Sponsored since 1978 by the Federal Reserve Bank of Kansas City, the Jackson Hole, Wyoming, annual Economic Symposium, this year, included an August address by Bank for International Settlements General Manager Agustin Carsten—who called for “a better and more sustainable form of globalization.” The former Bank of Mexico chief also decried “protectionist and populist” tendencies that threaten the esteemed “rules-based international trade and finance system.”
Besides paying perpetual interest on unrepayable debts, nation states — far from enacting key protectionist measures, such as creating an interest-free national currency — pay a more indirect form of tribute to the banking system via government promises to stay out of monetary policy-making.
And while the Federal Reserve System’s Federal Open Market Committee meetings, where monetary policy is formulated, remain off limits to the President, all members of Congress etc., the Basel, Switzerland-based Bank for International Settlements, or BIS—the opaque central bank of the central banks—long ago entered into an agreement with the Swiss government that gives BIS unbelievably broad latitude to defy any effective attempt to hold the bank accountable.
This agreement — “hidden in plain sight” on BIS’s website — is entitled: “Agreement between the Swiss Federal Council and the Bank for International Settlements to determine the Bank’s legal status.” The agreement turned 35 in 2022 (est. Feb 10, 1987) and was amended in early 2003. Its roots go back over 90 years.
The “agreement” quickly clarifies who’s boss:
“Inviolability: The buildings or parts of buildings and surrounding land which … are used for the purposes of the Bank shall be inviolable. No agent of the Swiss public authorities may enter therein without the express consent [of top bank management or their designees].
“The archives of the Bank and, in general, all documents and any data-media belonging to the Bank or in its possession, shall be inviolable at all times and in all places (suggesting that even things that don’t actually belong to the bank, but the bank happens to possess, are off limits).
Furthermore:
“The Bank, its assets, income and other property shall be exempt from direct Federal, cantonal and communal taxes [nor shall the bank] be subject to taxation on the rent it pays for premises . . . occupied by the Bank.
“The Bank shall [also] be exempt from indirect Federal, cantonal and communal taxes.”

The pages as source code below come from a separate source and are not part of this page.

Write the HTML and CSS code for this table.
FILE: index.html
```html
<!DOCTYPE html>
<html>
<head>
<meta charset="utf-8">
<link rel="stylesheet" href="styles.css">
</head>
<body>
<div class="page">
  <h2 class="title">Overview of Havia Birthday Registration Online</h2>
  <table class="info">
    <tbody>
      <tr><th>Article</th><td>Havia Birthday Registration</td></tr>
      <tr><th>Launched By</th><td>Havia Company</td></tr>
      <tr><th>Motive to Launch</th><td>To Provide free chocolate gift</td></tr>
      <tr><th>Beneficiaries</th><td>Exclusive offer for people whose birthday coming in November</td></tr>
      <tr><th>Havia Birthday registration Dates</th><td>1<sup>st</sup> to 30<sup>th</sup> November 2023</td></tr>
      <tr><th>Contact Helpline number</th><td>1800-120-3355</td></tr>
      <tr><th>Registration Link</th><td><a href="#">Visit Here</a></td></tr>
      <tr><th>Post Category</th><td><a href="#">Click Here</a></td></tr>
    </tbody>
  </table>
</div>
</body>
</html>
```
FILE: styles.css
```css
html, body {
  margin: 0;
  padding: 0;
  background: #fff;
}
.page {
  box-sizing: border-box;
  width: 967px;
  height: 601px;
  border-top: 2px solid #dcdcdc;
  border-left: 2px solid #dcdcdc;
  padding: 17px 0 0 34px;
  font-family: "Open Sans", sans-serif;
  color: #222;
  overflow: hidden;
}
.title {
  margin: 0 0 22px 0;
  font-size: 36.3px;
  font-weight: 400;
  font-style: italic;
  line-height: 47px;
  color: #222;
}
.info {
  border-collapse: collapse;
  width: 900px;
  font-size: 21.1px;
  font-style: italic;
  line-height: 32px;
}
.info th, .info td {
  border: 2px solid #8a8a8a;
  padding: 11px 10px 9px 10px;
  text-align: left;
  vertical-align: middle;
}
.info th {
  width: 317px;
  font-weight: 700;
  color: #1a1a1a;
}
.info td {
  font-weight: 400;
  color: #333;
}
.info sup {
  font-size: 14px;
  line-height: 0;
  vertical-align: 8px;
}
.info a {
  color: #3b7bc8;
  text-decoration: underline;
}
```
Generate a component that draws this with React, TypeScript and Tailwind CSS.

The pact also states that BIS officers, for all intents and purposes, cannot be arrested: “The members of the Board of Directors of the Bank, together with the representatives of those central banks which are members of the Bank [meaning visiting bankers who aren’t even employed by BIS] shall enjoy while carrying out their duties in Switzerland and throughout their journey to or from the place where a meeting is held, the following privileges and immunities:
“Immunity from arrest or imprisonment and immunity from seizure of their personal baggage, save in flagrant cases of criminal offence; and
“Immunity from jurisdiction, even after their mission has been accomplished, for acts carried out in the discharge of their duties, including words spoken and writings.”
As if these examples of the bank’s sovereign immunity aren’t flagrant enough, even retirement does not matter “The Officials of the Bank, whatever their nationality, shall enjoy immunity from jurisdiction for acts accomplished in the discharge of their duties, including words spoken and [written] even after such persons have ceased to be [bank] Officials . . .”
Banks basically are businesses, not governments unto themselves, and should never be granted the latitude to be a superior state within a state, but that’s the state of affairs in a European nation long thought to be highly sovereign. More recently, the UK entered into a nearly identical “agreement” with BIS.
Since the entire Western banking cartel — BIS consists of 63 central-bank members, including the Federal Reserve, the Bank of England and the Bank of Canada — operates on the same wavelength as BIS itself, this look at the BIS-Swiss and BIS-UK pacts indicates where nation states stand in the grand scheme of things — an ultimate example of plutocratic control of the people and what remains of their governments.